James Baldwin rose to the top in the sim-racing community. He has now repeated that success, winning his debut in a real GT3 race car. Baldwin swapped the simulator for the wheel of the Jenson Team Rocket RJN McLaren 720S GT3 and pointed it at the top step during the first round of the British GT Championship.
James, first of all, what an incredible story. How did all this start?
Thank you so much! Actually, I didn’t start my career behind the wheel of a sim. I’ve been karting since I was eight. I competed in various championships until I was 15. I took some time away from motorsport and it wasn’t until 2017 that I stumbled upon sim racing. I thought it could be a lot of fun, so I bought one and started racing in Project Cars. In 2018 I came second in a big Project Cars 2 tournament, and from there I participated in winning “The World’s Fastest Gamer”. From that moment I realised I really wanted to get behind the wheel of a real car.
How did you manage to swap a sim steering wheel for a McLaren one?
During the winter I participated in a series of small competitions, including joining RJN in its Nissan GT4 car. When we were looking into plans for the upcoming season an opportunity arose to join Jenson Team Rocket RJN behind the wheel of the 720S. Originally the plan was to participate in the GT World Challenge Europe, but then the pandemic hit, and everything changed. Our plans moved to British GT, which I though was a great idea. I love racing in the UK and the tracks here are very challenging.
Speaking of the pandemic, how frustrating was it to have that GT3 deal dangling in front of you but not knowing where to start?
I had a rough time during lockdown. To focus my energy elsewhere I tried to do as many sim races as I could and practically felt burnt out from doing that. I was worried about the RJN project; when it was going to happen or if it would all fall apart in the end. The only thing I really got out of it was I gained physical fitness by really taking care of my body. It was even measurable. In the GT3 car the brake pedal pressure is 120psi and during the first test I could barely make 80. After the lockdown I managed to consistently hit 100.
Coming from a virtual background, talk me through the moment rolling that 720S out of the pit lane. What goes through your mind?

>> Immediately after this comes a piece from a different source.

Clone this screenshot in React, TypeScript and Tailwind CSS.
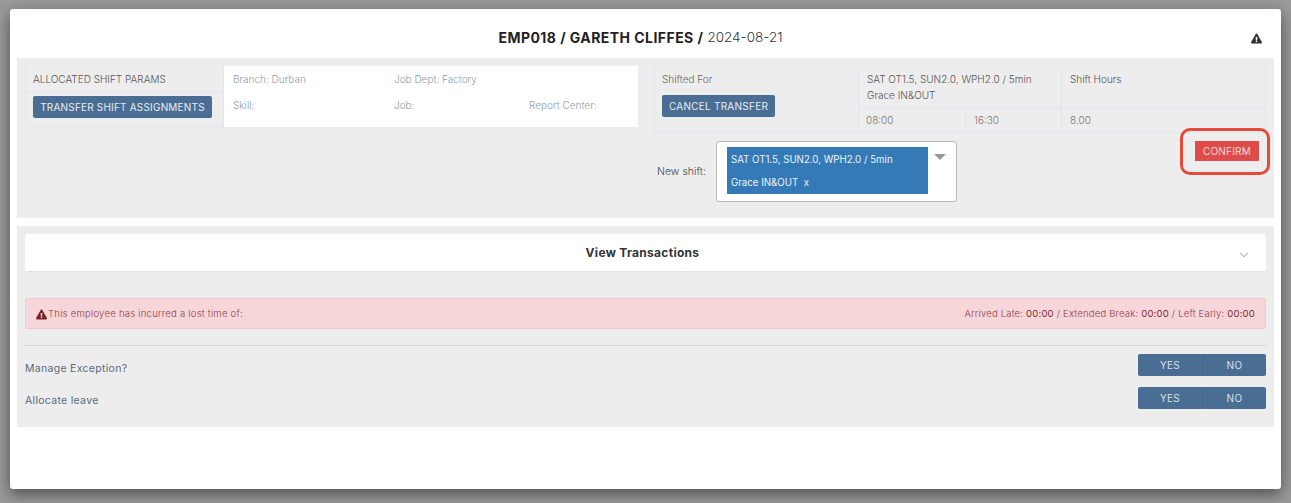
import { ChevronDown } from 'lucide-react';
import { FaExclamationTriangle } from 'react-icons/fa';

function Cell({ className, children }: { className?: string; children?: React.ReactNode }) {
  return <div className={`border-[#e2e5e9] text-[10px] ${className ?? ''}`}>{children}</div>;
}

function ShiftParams() {
  return (
    <div className="flex w-[613px] h-[61px] shrink-0">
      <div className="w-[199px] border-x border-b border-[#e2e5e9] flex flex-col">
        <div className="h-[27px] flex items-center pl-[7px] text-[10px] font-light text-[#555] border-b border-[#e2e5e9]">ALLOCATED SHIFT PARAMS</div>
        <div className="flex-1 pl-[7px] pt-[3px]">
          <button className="block w-[179px] h-[22px] bg-[#4a6d94] text-[#e8edf2] text-[10px] rounded-[2px] tracking-[0.2px]">TRANSFER SHIFT ASSIGNMENTS</button>
        </div>
      </div>
      <div className="flex-1 bg-white pl-[9px] text-[10px] font-light text-[#8f9ba8]">
        <div className="flex h-[27px] items-center">
          <span className="w-[161px]">Branch: Durban</span>
          <span>Job Dept: Factory</span>
        </div>
        <div className="flex h-[24px] items-center">
          <span className="w-[161px]">Skill:</span>
          <span className="w-[135px]">Job:</span>
          <span>Report Center:</span>
        </div>
      </div>
    </div>
  );
}

function ShiftedFor() {
  return (
    <div className="flex w-[612px] h-[67px] border-b border-x border-[#e2e5e9]">
      <Cell className="w-[203px] pl-[7px] font-light text-[#666] flex flex-col">
        <div className="h-[27px] flex items-center">Shifted For</div>
        <button className="w-[113px] h-[22px] mt-[2px] font-normal bg-[#4a6d94] text-[#e8edf2] rounded-[2px] tracking-[0.25px]">CANCEL TRANSFER</button>
      </Cell>
      <div className="w-[204px] flex flex-col border-x border-[#e2e5e9]">
        <Cell className="h-[42px] pl-[8px] pt-[5px] border-b text-[#555] font-light text-[9.6px] leading-[16px]">
          SAT OT1.5, SUN2.0, WPH2.0 / 5min
          <br />
          Grace IN&amp;OUT
        </Cell>
        <div className="flex flex-1">
          <Cell className="w-[107px] pl-[7px] border-r font-light text-[#777] flex items-center">08:00</Cell>
          <Cell className="flex-1 pl-[8px] font-light text-[#777] flex items-center">16:30</Cell>
        </div>
      </div>
      <div className="flex-1 flex flex-col">
        <Cell className="h-[42px] pl-[8px] pt-[5px] border-b font-light text-[#555] leading-[16px]">Shift Hours</Cell>
        <Cell className="flex-1 pl-[8px] font-light text-[#777] flex items-center">8.00</Cell>
      </div>
    </div>
  );
}

function NewShift() {
  return (
    <div className="flex relative">
      <div className="flex items-center pl-[3px] w-[62px] text-[10.5px] font-light text-[#444] h-[61px]">New shift:</div>
      <div className="w-[241px] h-[61px] bg-white border border-[#b8b8b8] rounded-[3px] pl-[10px] pt-[5px] flex">
        <div className="w-[201px] h-[47px] bg-[#337ab7] text-[#eef4fa] text-[9.7px] pl-[4px] flex flex-col justify-around pt-[2px]">
          <span>SAT OT1.5, SUN2.0, WPH2.0 / 5min</span>
          <span className="mt-[1px]">Grace IN&amp;OUT&nbsp; x</span>
        </div>
        <div className="ml-[6px] mt-[7px] w-0 h-0 border-x-[6px] border-x-transparent border-t-[6px] border-t-[#999]" />
      </div>
    </div>
  );
}

function YesNo() {
  return (
    <div className="flex w-[128px] h-[22px] bg-[#4a6d94] rounded-[2px] text-[10px] text-[#d8e0e8]">
      <div className="w-[65px] flex items-center justify-center border-r border-[#456688]">YES</div>
      <div className="flex-1 flex items-center justify-center">NO</div>
    </div>
  );
}

export default function App() {
  return (
    <div className="h-screen bg-[#9a9a9a] pt-[9px] px-[10px] overflow-hidden font-['Inter',sans-serif]">
      <div className="h-[480px] bg-white rounded-[3px] shadow-[0_5px_15px_rgba(0,0,0,0.5)] px-[7px]">
        <div className="h-[49px] relative flex items-center justify-center pt-[7px] pr-[10px] text-[14px] text-[#222]">
          <span className="font-bold tracking-[0.45px]">EMP018 / GARETH CLIFFES /</span>
          <span className="ml-1 text-[13.5px] font-light text-[#333]">2024-08-21</span>
          <FaExclamationTriangle className="absolute right-[12px] top-[24px] text-[#333]" size={11} />
        </div>

        <div className="h-[160px] bg-[#ededed] pt-2 px-2 flex relative">
          <ShiftParams />
          <div className="ml-[16px] flex flex-col">
            <ShiftedFor />
            <div className="mt-[8px]">
              <NewShift />
            </div>
          </div>
          <button className="absolute left-[1178px] top-[83px] w-[64px] h-[20px] bg-[#dd4b4b] text-[#f9dcdc] text-[10px] tracking-[0.2px]">CONFIRM</button>
          <div className="absolute left-[1163px] top-[70px] w-[90px] h-[47px] border-[3px] border-[#e5493a] rounded-[10px]" />
        </div>

        <div className="h-[201px] mt-2 bg-[#ededed] pt-2 px-2">
          <div className="h-[38px] bg-white rounded-[3px] border-b border-[#e2e2e2] flex items-center justify-center pr-[6px] relative">
            <span className="text-[12px] font-bold text-[#333] tracking-[0.3px]">View Transactions</span>
            <ChevronDown className="absolute right-[15px] top-[14px] text-[#888]" size={14} strokeWidth={1.5} />
          </div>

          <div className="mt-[26px] h-[31px] pt-[1px] bg-[#f6d6d9] border border-[#f3c9cd] rounded-[2px] flex items-center justify-between px-[10px] text-[9.5px] font-light text-[#8f3a47]">
            <span className="flex items-center gap-[1px] tracking-[0.25px]">
              <FaExclamationTriangle className="text-[#7c1f2b]" size={11} />
              This employee has incurred a lost time of:
            </span>
            <span className="tracking-[0.2px]">
              Arrived Late: <span className="font-normal text-[#7c2a36]">00:00</span> / Extended Break: <span className="font-normal text-[#7c2a36]">00:00</span> / Left Early: <span className="font-normal text-[#7c2a36]">00:00</span>
            </span>
          </div>

          <div className="mt-4 border-t border-[#d4d4d4] pt-2">
            <div className="flex justify-between h-[22px] text-[10.5px] text-[#5a6b7b] tracking-[0.3px]">
              <span className="mt-[7px]">Manage Exception?</span>
              <YesNo />
            </div>
            <div className="flex justify-between h-[22px] mt-[11px] text-[10.5px] text-[#5a6b7b] tracking-[0.3px]">
              <span className="mt-[6px]">Allocate leave</span>
              <YesNo />
            </div>
          </div>
        </div>
      </div>
    </div>
  );
}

Don’t crash… [laughs]. That’s the first thought. Mostly because it’s what they drill into you during the many briefings. To give you an Idea, the front body work costs around £40,000, so they really like you to keep the car in one piece. But on the other hand, you have to show some pace. So, in the end it’s all about keeping the focus on the job and pacing yourself.
Michael O’Brien and you won the first race at Oulton park. Was that a massive elation after a stressful weekend?
We had a great weekend actually. Again, it came to the point of getting the job done. There’s no point showing off during practice. Outright speed only matters during qualifying. So, my fastest lap was set in qualifying. During the race everything went to plan we even gained a place during a pitstop. When we won it was Michael who was behind the wheel and, after seeing the car cross the finish line, it did take a while for the victory to sink in yes [laughs]. I just hope we can continue this trend for the rest of the season.